So I figured it was about that time...
Life is continuing to get more and more normal for us. We have almost entirely assimilated to the weather. Nathan still chatters his teeth in the morning, but I think he's just doing it for dramatic affect.
Unfortunately, we've been sporadically ill over the past few weeks. Nathan got a terrible eye infection and a cold, and I had a couple sick days too. But this week has been pretty germ free, which is a nice change of pace. Knock on wood.
A couple of stories I wanted to share from the adventures of a preschool teacher.
I was interviewing my class the other day and asked them a couple questions which yielded adorable answers.
What's my name? "Mid-Aw-bone."
How old do you think I am? (Sideways glance at one another, then an emphatic response) "TWO!!"
But wait, I thought I was your teacher? (they giggle)
Am I your teacher? "Nooooo" (said like that was the silliest assumption of all)
So... Am I your friend? (another emphatic response) YES!
Apparently, I am a giant, genius of a 2-year-old who just gets to chill with my friends all day. Pretty cool.
The other day I was interviewing a 5-year-old at my school, and we had a conversation about a girl in his class. He was very nonchalant, not embarrassed at all, and shrugged a number of times, as if to say "No big deal. Whatever." He's quite the ladies man. I can't paint enough of a picture of how cool he was during this conversation, so his words are in quotes and his demeanor and reaction is in parentheses.
Me: "So... is she your girlfriend?"
Him: "No" (scoff)
Me: "But I thought you said she was"
Him: "Not since I was 4" (get with it, lady.)

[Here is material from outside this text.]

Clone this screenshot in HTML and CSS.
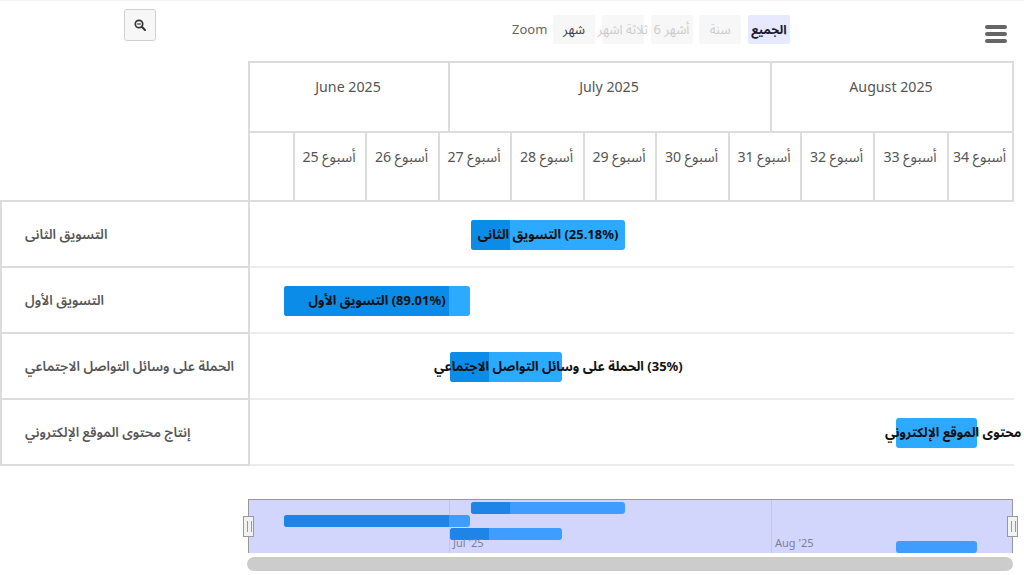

Me: "So she used to be your girlfriend"
Him: "Ya. A couple weeks ago." (No big deal.)
Me: "Do you have a girlfriend now?"
Him: "Ya." (Whatever. I always have a girlfriend.)
Me: "Does she know she's your girlfriend?"
Him: "Well, her was playin' with me today." (shrug.)
Me: "So your girlfriends are just whoever you are playing with that day?"
Him: "Ya." (it's not exclusive or anything.)
Me: "Do you pretty much have a new girlfriend every week?"
Him: "Ya, I have a new one every week." (I like to mix it up)
Me: "How do they know they aren't your girlfriends anymore? I mean are you going to tell her that it's over?"
Him: "I tried to tell her today but her didn't listen" (Women. Sheesh.)
Me: "It's hard to break up with people when they just won't listen"
Him: "Ya" (You got that right)
Other than interviewing children, it seems everyday brings its own interesting experiences at this new job, though a number of them have been poop related. Nathan has instructed me that I need to reduce the number of poop related stories in my life, so I will remain silent on the subject for now. Besides everyone knows, a good poop story is better told in person.
As for the two of us, we have no shortage of our own adventures. For example, it has now been firmly established that we are destined to live in homes with hyperactive smoke detectors. And no, my cooking is not that bad. Every place we have lived together, we have had ridiculous smoke detectors that went off whenever either of us cooked anything. Peoria is no exception. Both smoke detectors on our main floor go off every single time we cook or bake. It's maddening. More reason to go out and get some maple bacon ice cream.
We also have a funny neighbor across the street that has brought long running discussion and hypothesis into our marriage. We have only met her once, the day we moved in. That was back in December and we noticed, after dark, that (in addition to the regular Christmas lights) she had a projection system set up. This system projected rotating holiday images on her garage, such as Santa saying "ho,ho,ho", the nativity scene, a pile of presents under a tree, etc. There was also a separate, faster rotating projection of stockings floating over the larger projected image. We were amazed. How fancy. Then we came back from our holidays in California to see she was greeting us with a "New Year" themed display. How festive! A couple of weeks later, I noticed it had switched to a Valentine's Day theme. Wait a minute. Boardering on creepy. Last week, I came home to find a new display. "Happy Birthday!" What is going on? Nathan wasn't home yet, but first thing I said when he arrived was, "Did you see the neighbors new pictures outside?" He ran to the front window. We continued to discuss whether or not this was a cheap attempt at a President's Day celebration? Can she keep this up all year? I mean, August is sort of a wasteland for holiday themes. I'll keep you posted.